Alan Moore might not do great in the movies, but in animated form (well, here, at least...there's another attempt down below that we'll get to), his work is treated very well. Emerald Knights has two of his stories – “Mogo Doesn’t Socialize,” about the planet that’s also a Lantern, and “Abin Sur,” the story of Hal Jordan’s predecessor’s last mission (which led to the formation of the Red Lanterns). Both of them retain the spirit of his work, and fill out a casual viewer’s understanding of the GL mythos.
Kilowog gets a spotlight, and it’s as fun as you’d expect (note: Kilowog is awesome). Laira gets into a fistfight with her Dad and sets up her eventual trip to Ysmault, and there is a story of how the Lanterns eventually came to use creative constructs in their regular duties.
This is good for long time GL fans, and it’s good for people who are just getting to know the character and want more about his world.
Buy Green Lantern: Emerald Knights on Amazon.
Batman: Year One (2011)
Only once has a casting decision completely overwhelmed everything else about one of these projects, and it was here. This is a very compressed adaptation of Frank Miller and David Mazzuchelli’s classic story. As a result, they miss some parts and pay too little attention to others because the run time is barely over an hour.
But that’s not important.
Casting Bryan Cranston as Jim Gordon is so unbelievably perfect that I can’t believe there isn’t some kind of internet petition demanding that this happen in perpetuity. It’s like JK Simmons as J. Jonah Jameson: it doesn’t matter how many times the story gets rebooted or how many different studios are in charge of the movies or how many different eras the story covers, there is now and will always be only one correct casting for Gordon, and that’s Cranston.
A brief note about the combo packs: I believe they used the latest printing of Batman: Year One in the combo release with the DVD, and because of that, you should buy the two separately here. There were real problems with the coloring in the new edition, so make sure you get an older version of the comic.
Buy Batman: Year One on Amazon.
Justice League: Doom (2012)
I’m sure it wouldn't be so well regarded were it not for this, but Justice League: Doom reunites most of the old DCAU voice cast (Kevin Conroy, Tim Daly, Susan Eisenberg, Michael Rosenbaum, and Carl Lumbly as Batman, Superman, Wonder Woman, Flash, and Martian Manhunter), so I will always love it.
It helps that it’s based (very loosely) on “Tower of Babel,” Mark Waid and Howard Porter’s story from JLA. In it, Vandal Savage uses the Xavier Protoco…I mean countermeasures designed to take out the Justice League – Batman’s parents’ bodies are stolen; Wonder Woman gets all hopped up on nanites that make her think everyone is Cheetah (and thus needs a good punching), Superman gets…uh…shot with a kryptonite bullet… You know, killing some of these dudes isn’t rocket science.

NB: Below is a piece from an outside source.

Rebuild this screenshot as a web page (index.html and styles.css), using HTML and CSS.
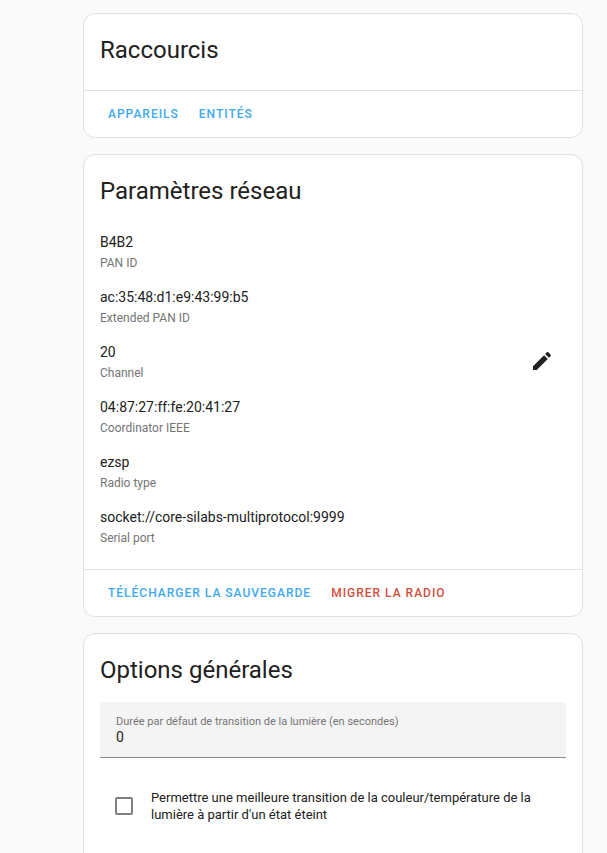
FILE: index.html
```html
<!DOCTYPE html>
<html lang="fr">
<head>
  <meta charset="utf-8">
  <meta name="viewport" content="width=device-width, initial-scale=1">
  <title>Zigbee</title>
  <link rel="stylesheet" href="styles.css">
</head>
<body>
  <main class="page">
    <section class="card">
      <h1 class="card-header">Raccourcis</h1>
      <div class="card-actions">
        <a class="action" href="#appareils">Appareils</a>
        <a class="action" href="#entites">Entités</a>
      </div>
    </section>

    <section class="card">
      <h1 class="card-header">Paramètres réseau</h1>
      <ul class="settings">
        <li class="setting"><div><div class="value">B4B2</div><div class="name">PAN ID</div></div></li>
        <li class="setting"><div><div class="value">ac:35:48:d1:e9:43:99:b5</div><div class="name">Extended PAN ID</div></div></li>
        <li class="setting">
          <div><div class="value">20</div><div class="name">Channel</div></div>
          <button class="icon-button" type="button" aria-label="Channel">
            <svg viewBox="0 0 24 24" width="24" height="24" aria-hidden="true"><path fill="currentColor" d="M20.71,7.04C21.1,6.65 21.1,6 20.71,5.63L18.37,3.29C18,2.9 17.35,2.9 16.96,3.29L15.12,5.12L18.87,8.87M3,17.25V21H6.75L17.81,9.93L14.06,6.18L3,17.25Z"/></svg>
          </button>
        </li>
        <li class="setting"><div><div class="value">04:87:27:ff:fe:20:41:27</div><div class="name">Coordinator IEEE</div></div></li>
        <li class="setting"><div><div class="value">ezsp</div><div class="name">Radio type</div></div></li>
        <li class="setting"><div><div class="value">socket://core-silabs-multiprotocol:9999</div><div class="name">Serial port</div></div></li>
      </ul>
      <div class="card-actions">
        <button class="action" type="button">Télécharger la sauvegarde</button>
        <button class="action warning" type="button">Migrer la radio</button>
      </div>
    </section>

    <section class="card">
      <h1 class="card-header compact">Options générales</h1>
      <form class="options">
        <div class="field">
          <label class="field-label" for="transition">Durée par défaut de transition de la lumière (en secondes)</label>
          <input class="field-input" id="transition" type="text" inputmode="numeric" value="0">
        </div>
        <div class="check-row">
          <input class="checkbox" id="enhanced" type="checkbox">
          <label class="check-label" for="enhanced">Permettre une meilleure transition de la couleur/température de la lumière à partir d'un état éteint</label>
        </div>
      </form>
    </section>
  </main>
</body>
</html>
```
FILE: styles.css
```css
* {
  box-sizing: border-box;
}

html {
  overflow: hidden;
}

body {
  margin: 0;
  background: #fafafa;
  color: #212121;
  font-family: Roboto, "Noto Sans", sans-serif;
  font-size: 14px;
}

.page {
  display: flex;
  flex-direction: column;
  gap: 16px;
  padding: 13px 24px 16px 83px;
}

.card {
  width: 100%;
  max-width: 500px;
  background: #fff;
  border: 1px solid #e0e0e0;
  border-radius: 12px;
}

.card-header {
  margin: 0;
  padding: 12px 16px 16px;
  font-size: 24px;
  font-weight: 400;
  line-height: 48px;
}

.card-header.compact {
  padding-bottom: 8px;
}

.card-actions {
  display: flex;
  gap: 4px;
  padding: 5px 16px;
  border-top: 1px solid #e0e0e0;
}

.action {
  padding: 0 8px;
  border: 0;
  background: none;
  color: #40a9ee;
  font: 500 12px/36px Roboto, sans-serif;
  letter-spacing: 1px;
  text-decoration: none;
  text-transform: uppercase;
  cursor: pointer;
}

.action.warning {
  color: #d1503f;
}

.settings {
  margin: 0;
  padding: 1px 16px 7px;
  list-style: none;
}

.setting {
  display: flex;
  align-items: flex-start;
  justify-content: space-between;
  padding-bottom: 14px;
}

.value {
  line-height: 21px;
}

.name {
  color: #757575;
  font-size: 12px;
  line-height: 20px;
}

.icon-button {
  display: grid;
  place-items: center;
  width: 48px;
  height: 48px;
  margin: -5px 0;
  padding: 0;
  border: 0;
  border-radius: 50%;
  background: none;
  color: #212121;
  cursor: pointer;
}

.options {
  padding: 0 16px 16px;
}

.field {
  display: flex;
  flex-direction: column;
  height: 56px;
  padding: 13px 16px 0;
  background: #f4f4f4;
  border-bottom: 1px solid #8a8a8a;
  border-radius: 4px 4px 0 0;
}

.field-label {
  color: #757575;
  font-size: 11px;
  line-height: 13px;
}

.field-input {
  width: 100%;
  height: 18px;
  padding: 0;
  border: 0;
  outline: 0;
  background: none;
  color: #212121;
  font: 14px/18px Roboto, sans-serif;
}

.check-row {
  display: flex;
  align-items: center;
  gap: 18px;
  padding: 31px 16px 31px 15px;
}

.checkbox {
  flex: none;
  width: 18px;
  height: 18px;
  margin: 0;
  border: 2px solid #808080;
  border-radius: 2px;
  background: #fff;
  appearance: none;
}

.checkbox:checked {
  border-color: #03a9f4;
  background: #03a9f4;
}

.check-label {
  font-size: 13px;
  line-height: 17px;
}
```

Anyway, it turns out all these countermeasures were designed by Batman, but stolen by Vandal Savage and the Secret Society of Super Villains, and everybody gets saved by Cyborg. The fights were good, while the writing was clever and changed enough from the comics that it showed Dwayne McDuffie’s wonderful grasp of the characters.
Buy Justice League: Doomon Amazon.
Superman vs. The Elite (2012)
Action Comics #775 (“What’s So Funny About Truth, Justice and the American Way?”) is a really good comic. It was a direct response to The Authority’s “if superheroes were real, they’d all be murderous assholes” attitude, and it had some really sweet Doug Mahnke art. As a restatement of Superman’s core principles, it was incredibly effective, but also fairly complex philosophically...at least for a Superman comic.

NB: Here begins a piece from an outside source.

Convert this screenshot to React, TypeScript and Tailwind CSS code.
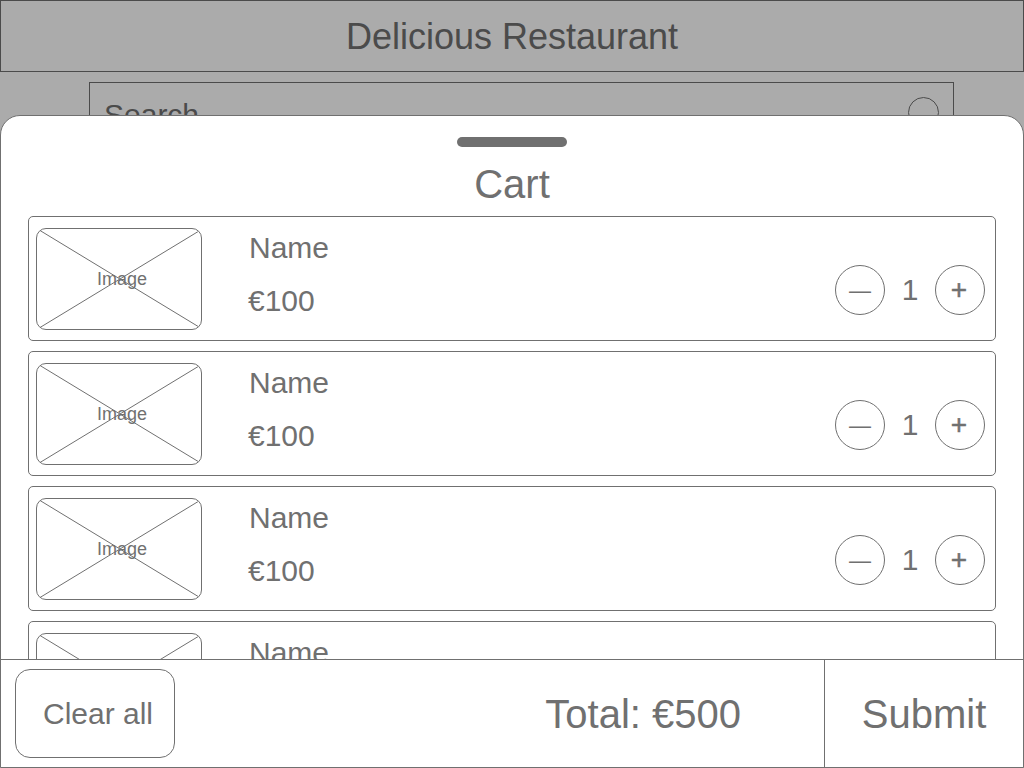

So that’s why Superman vs. The Elite is utterly puzzling.
It’s fundamentally the same story. Superman battles “The Elite,” a group of morally grey anti-heroes who reflect the dark, shitty world of today. They start killing all the villains, and Superman tries to stop them, so they fight, and Superman wins by showing them he can kill them whenever he wants, but he refuses to because he wants them to be better than that. But the whole thing is done in this ridiculous cartoony art style, like if someone wanted to hand draw a more violent Super Hero Squad Show, and it undercuts any complexity or nuance that the script might have been trying to get across.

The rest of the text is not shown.